The other lense featured in the advert was a 'how not to make a lense' lens: it had wavy lines reflections (not unlike looking at tiling at the bottom of a swimming pool on a windy day), indicating the tell-tale bowing and distortion of a badly-made, cheap lens.
This advert, over two decades ago, showed the superiority of Ray Ban, optically. It gave the impression that opthalmologists would be proud to recommend such glasses to customers, for general wear, and in UV-intense environments.
Just over twenty years-on, and the Ray Ban name has been sold down the river by a buch of craven idiots at Luxottica, with the collusion of a young, receptive audience who are clueless about what constitutes a good pair of sunglasses.
Every single pair of the 'new' plastic-lensed Ray Bans I have looked at suffered from bowing and distortion to a greater or lesser degree. This means that the majority of Ray Ban 'sunglasses' today constitute the cheap, plastic, inferior trash which Ray Ban adverts of 1985 so rightly castigated.
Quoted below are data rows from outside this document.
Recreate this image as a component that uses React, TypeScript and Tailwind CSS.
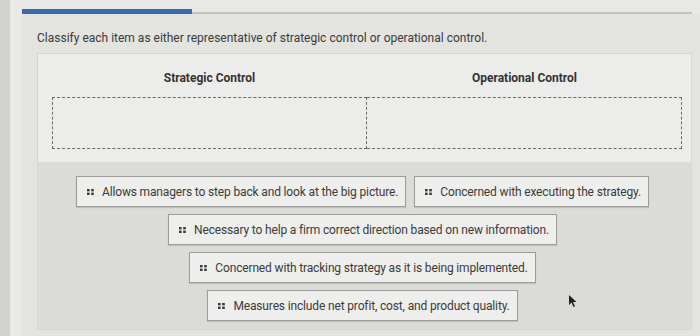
import React from "react";

function Handle() {
  return (
    <svg width="7" height="6" viewBox="0 0 7 6" className="shrink-0">
      <rect x="0" y="0" width="2.6" height="2.4" fill="#3a3a3a" />
      <rect x="4.2" y="0" width="2.6" height="2.4" fill="#3a3a3a" />
      <rect x="0" y="3.6" width="2.6" height="2.4" fill="#3a3a3a" />
      <rect x="4.2" y="3.6" width="2.6" height="2.4" fill="#3a3a3a" />
    </svg>
  );
}

function Chip({ text }: { text: string }) {
  return (
    <div className="h-[31px] flex items-center gap-[8px] pl-[10px] pr-[7px] bg-[#eeeeec] border border-[#9c9c9a] shadow-[0_1px_1px_rgba(0,0,0,0.12)] text-[12px] tracking-[-0.15px] text-[#3b3b3b] whitespace-nowrap">
      <Handle />
      <span>{text}</span>
    </div>
  );
}

export default function App() {
  return (
    <div
      className="w-[700px] h-[336px] relative overflow-hidden bg-[#e3e3e0] flex"
      style={{ fontFamily: "Roboto, 'Liberation Sans', sans-serif" }}
    >
      <div className="w-[10px] bg-[#d2d2ce]" />
      <div className="w-[12px] bg-[#e9e9e7]" />
      <div className="flex-1 flex flex-col">
        <div className="h-[14px] flex items-end bg-[#e8e8e6]">
          <div className="w-[170px] h-[5px] bg-[#3d6aa6]" />
          <div className="flex-1 h-[2px] bg-[#c2c2c0]" />
          <div className="w-[8px]" />
        </div>
        <div className="pl-[15px] pt-[16px] text-[12px] text-[#3a3a3a] leading-[16px]">
          Classify each item as either representative of strategic control or operational control.
        </div>
        <div className="ml-[15px] mr-[8px] mt-[7px] flex flex-col border border-[#d6d6d3]">
          <div className="h-[108px] bg-[#ececea] pl-[14px] pr-[9px] pt-[16px] flex">
            <div className="flex-1 flex flex-col items-center">
              <div className="text-[12px] font-bold text-[#333] leading-[16px]">Strategic Control</div>
              <div className="mt-[11px] w-full h-[52px] border-[1.5px] border-dashed border-[#6a6a68]" />
            </div>
            <div className="flex-1 flex flex-col items-center">
              <div className="text-[12px] font-bold text-[#333] leading-[16px]">Operational Control</div>
              <div className="mt-[11px] w-full h-[52px] border-[1.5px] border-dashed border-[#6a6a68] border-l-0" />
            </div>
          </div>
          <div className="h-[167px] bg-[#dbdbd8] pt-[14px] flex flex-col items-center gap-[7px] pr-[4px]">
            <div className="flex gap-[8px]">
              <Chip text="Allows managers to step back and look at the big picture." />
              <Chip text="Concerned with executing the strategy." />
            </div>
            <Chip text="Necessary to help a firm correct direction based on new information." />
            <Chip text="Concerned with tracking strategy as it is being implemented." />
            <Chip text="Measures include net profit, cost, and product quality." />
          </div>
        </div>
      </div>
      <svg className="absolute left-[568px] top-[294px]" width="11" height="14" viewBox="0 0 11 14">
        <path d="M1 1 L1 11 L3.5 8.6 L5.5 13 L7 12.3 L5 8 L8.5 8 Z" fill="#222" />
      </svg>
    </div>
  );
}
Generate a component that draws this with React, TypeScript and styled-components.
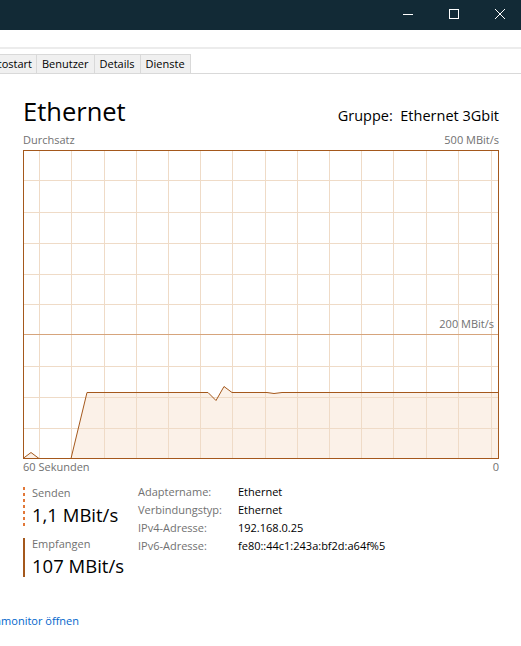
import React from "react";
import styled, { createGlobalStyle } from "styled-components";

const GlobalStyle = createGlobalStyle`
  html, body { margin: 0; padding: 0; background: #ffffff; }
  body {
    font-family: "Open Sans", "Noto Sans", sans-serif;
    overflow: hidden;
    width: 521px;
    height: 646px;
  }
  #root { width: 521px; height: 646px; }
`;

const LABEL = "#717171";
const BROWN = "#a4581c";
const GRID = "#efdbc7";

const Window = styled.div`
  width: 521px;
  height: 646px;
  display: flex;
  flex-direction: column;
  background: #ffffff;
  overflow: hidden;
`;

const TitleBar = styled.div`
  height: 30px;
  flex-shrink: 0;
  background: #122a36;
  display: flex;
  justify-content: flex-end;
`;

const Controls = styled.div`
  display: flex;
  margin-right: -2px;
`;

const CtrlButton = styled.div`
  width: 46px;
  height: 30px;
  display: flex;
  align-items: center;
  justify-content: center;
  svg { display: block; margin-bottom: 2px; }
`;

const MenuSpace = styled.div`
  height: 17px;
  flex-shrink: 0;
`;

const Separator = styled.div`
  height: 2px;
  flex-shrink: 0;
  background: #ececec;
  margin-bottom: 5px;
`;

const TabRow = styled.div`
  height: 20px;
  flex-shrink: 0;
  box-sizing: border-box;
  border-bottom: 1px solid #d9d9d9;
  display: flex;
`;

const ClipStart = styled.div<{ $w: number }>`
  width: ${(p) => p.$w}px;
  flex-shrink: 0;
  display: flex;
  justify-content: flex-end;
  white-space: nowrap;
`;

const Tab = styled.div<{ $pr?: number }>`
  height: 19px;
  box-sizing: border-box;
  flex-shrink: 0;
  background: #f0f0f0;
  border-top: 1px solid #d9d9d9;
  border-right: 1px solid #d9d9d9;
  padding: 0 ${(p) => p.$pr ?? 5}px 0 5px;
  font-size: 11px;
  line-height: 18px;
  color: #000;
  white-space: nowrap;
`;

const Content = styled.div`
  padding: 0 22px 0 23px;
  display: flex;
  flex-direction: column;
`;

const Header = styled.div`
  margin-top: 19px;
  height: 36px;
  display: flex;
  justify-content: space-between;
  align-items: baseline;
`;

const Title = styled.div`
  font-size: 25.5px;
  line-height: 36px;
  font-weight: 400;
  color: #000;
`;

const Group = styled.div`
  font-size: 14.5px;
  line-height: 20px;
  color: #000;
  white-space: pre;
`;

const AxisRow = styled.div<{ $top: number; $lh: number }>`
  margin-top: ${(p) => p.$top}px;
  display: flex;
  justify-content: space-between;
  font-size: 11px;
  line-height: ${(p) => p.$lh}px;
  color: ${LABEL};
`;

const Chart = styled.div`
  margin-top: 4px;
  position: relative;
  height: 309px;
  svg { display: block; }
`;

const ChartLabel = styled.span`
  position: absolute;
  right: 5px;
  top: 168px;
  font-size: 11px;
  line-height: 12px;
  color: ${LABEL};
`;

const Info = styled.div`
  margin-top: 9px;
  display: flex;
`;

const Stats = styled.div`
  width: 115px;
  flex-shrink: 0;
  padding-top: 4px;
  display: flex;
  flex-direction: column;
  gap: 12px;
`;

const StatBlock = styled.div<{ $dotted?: boolean }>`
  padding-left: 9px;
  ${(p) =>
    p.$dotted
      ? `background: repeating-linear-gradient(to bottom, #e27838 0 3px, transparent 3px 6px) left top / 2px 100% no-repeat;`
      : `border-left: 2px solid ${BROWN}; padding-left: 7px;`}
`;

const StatLabel = styled.div`
  font-size: 11px;
  line-height: 12px;
  color: ${LABEL};
`;

const StatValue = styled.div`
  margin-top: 5px;
  font-size: 18.5px;
  line-height: 22px;
  color: #000;
  white-space: nowrap;
`;

const Details = styled.div`
  display: grid;
  grid-template-columns: 100px auto;
  grid-auto-rows: 18px;
  font-size: 11px;
  line-height: 18px;
`;

const DLabel = styled.div`
  color: ${LABEL};
  white-space: nowrap;
`;

const DValue = styled.div`
  color: #000;
  white-space: nowrap;
`;

const LinkRow = styled.div`
  margin-top: 37px;
  width: 79px;
  display: flex;
  justify-content: flex-end;
  white-space: nowrap;
`;

const Link = styled.a`
  font-size: 11px;
  line-height: 14px;
  color: #0066cc;
  text-decoration: none;
  cursor: pointer;
`;

const vLines = [16, 48, 81, 113, 145, 177, 209, 242, 274, 306, 338, 370, 403, 435, 468];
const hLines = [30, 62, 93, 124, 154, 216, 247, 278];
const data: [number, number][] = [
  [0, 308], [8, 302], [16, 308], [48, 308], [64, 242], [185, 242], [193, 250],
  [201, 236], [209, 242], [244, 242], [251, 243], [259, 242], [476, 242],
];

const ThroughputChart: React.FC = () => {
  const pts = data.map(([x, y]) => `${x},${y + 0.5}`).join(" ");
  const fillPts = `${pts} 476,308 0,308`;
  return (
    <svg width={476} height={309} viewBox="0 0 476 309">
      <polygon points={fillPts} fill="#fbf1e8" />
      {vLines.map((x) => (
        <line key={"v" + x} x1={x + 0.5} y1={0} x2={x + 0.5} y2={309} stroke={GRID} strokeWidth={1} />
      ))}
      {hLines.map((y) => (
        <line key={"h" + y} x1={0} y1={y + 0.5} x2={476} y2={y + 0.5} stroke={GRID} strokeWidth={1} />
      ))}
      <line x1={0} y1={184.5} x2={476} y2={184.5} stroke="#d6a47c" strokeWidth={1} />
      <polyline points={pts} fill="none" stroke={BROWN} strokeWidth={1} />
      <rect x={0.5} y={0.5} width={475} height={308} fill="none" stroke={BROWN} strokeWidth={1} />
    </svg>
  );
};

export default function App() {
  return (
    <Window>
      <GlobalStyle />
      <TitleBar>
        <Controls>
          <CtrlButton>
            <svg width="10" height="10" viewBox="0 0 10 10">
              <line x1="0" y1="5.5" x2="10" y2="5.5" stroke="#fff" strokeWidth="1" />
            </svg>
          </CtrlButton>
          <CtrlButton>
            <svg width="10" height="10" viewBox="0 0 10 10">
              <rect x="0.5" y="0.5" width="9" height="9" fill="none" stroke="#fff" strokeWidth="1" />
            </svg>
          </CtrlButton>
          <CtrlButton>
            <svg width="10" height="10" viewBox="0 0 10 10">
              <path d="M0 0 L10 10 M10 0 L0 10" stroke="#fff" strokeWidth="1" />
            </svg>
          </CtrlButton>
        </Controls>
      </TitleBar>
      <MenuSpace />
      <Separator />
      <TabRow>
        <ClipStart $w={37}>
          <Tab $pr={4}>Autostart</Tab>
        </ClipStart>
        <Tab>Benutzer</Tab>
        <Tab>Details</Tab>
        <Tab>Dienste</Tab>
      </TabRow>
      <Content>
        <Header>
          <Title>Ethernet</Title>
          <Group>{"Gruppe:  Ethernet 3Gbit"}</Group>
        </Header>
        <AxisRow $top={5} $lh={12}>
          <span>Durchsatz</span>
          <span>500 MBit/s</span>
        </AxisRow>
        <Chart>
          <ThroughputChart />
          <ChartLabel>200 MBit/s</ChartLabel>
        </Chart>
        <AxisRow $top={1} $lh={14}>
          <span>60 Sekunden</span>
          <span>0</span>
        </AxisRow>
        <Info>
          <Stats>
            <StatBlock $dotted>
              <StatLabel>Senden</StatLabel>
              <StatValue>1,1 MBit/s</StatValue>
            </StatBlock>
            <StatBlock>
              <StatLabel>Empfangen</StatLabel>
              <StatValue>107 MBit/s</StatValue>
            </StatBlock>
          </Stats>
          <Details>
            <DLabel>Adaptername:</DLabel>
            <DValue>Ethernet</DValue>
            <DLabel>Verbindungstyp:</DLabel>
            <DValue>Ethernet</DValue>
            <DLabel>IPv4-Adresse:</DLabel>
            <DValue>192.168.0.25</DValue>
            <DLabel>IPv6-Adresse:</DLabel>
            <DValue>fe80::44c1:243a:bf2d:a64f%5</DValue>
          </Details>
        </Info>
      </Content>
      <LinkRow>
        <Link>Ressourcenmonitor öffnen</Link>
      </LinkRow>
    </Window>
  );
}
Those adverts implied that, if one purchased such cheap, distorted lenses, then one was being defrauded, and ripped-off, and ill-serving their eyesight by such a purchase. So, doesn't the new developments in Ray Ban lenses mean that you, Luxottica, are guilty of all these things?
Luxottica love these plastic lenses: they're profitable in the extreme, because they're made in cheap contract-toy-factories. No one is going to convince me that the protective properties of the Glass Ray Ban RB3027 or RB3025, are shared by the Paris Hilton 'bug' Ray Bans featured in the new, flashy rayban.com website. You will notice that not in the website, nor in the catalogue given to optical store-outlets by Luxottica, will you find a definitive statement about the composition of the lenses, beside the photos of the 'sunglasses' featured. Luxottica Oakley play this game, too, with a made-up name for polycarbonate and plastic lenses, which conceals the provenance of the materials-used.
And the advertising strapline for the past two years, promoting this junk? 'Ray Ban, Genuine since 1937'.
This is advertising fraud, and it is consumer fraud; if the latter, gullible lemmings that most of them sadly are, could discern the difference between well-made glass lenses (such as Serengeti Sedona, Maui Jim Glass, or Oliver Peoples VFX-glass), and rubbish such as Luxottica is now promoting, under the once-admirable Ray Ban moniker.
Shame on you, Luxottica.
The ocular chic of the new frame styles cannot hide the trash-lenses they encircle.
As I walked down a very sunny Oxford Street in London, last week, I could see people in designer 'sunglasses' such as Tom Ford, Miu Miu, over-rated distorted Oakley Gascans...and the new Ray Bans, squinting behind their lenses. These people paid in excess of Â£150 each a pair for these pieces of junk...and they're SQUINTING? I had no such visual discomfort in my Serengetis.
Again, shame on you, Luxottica, I fully expect your marketing putzes to wreck the Persol brand, yet, with plastic lenses. Go on, do it. You did it to Ray Ban, so why stop there?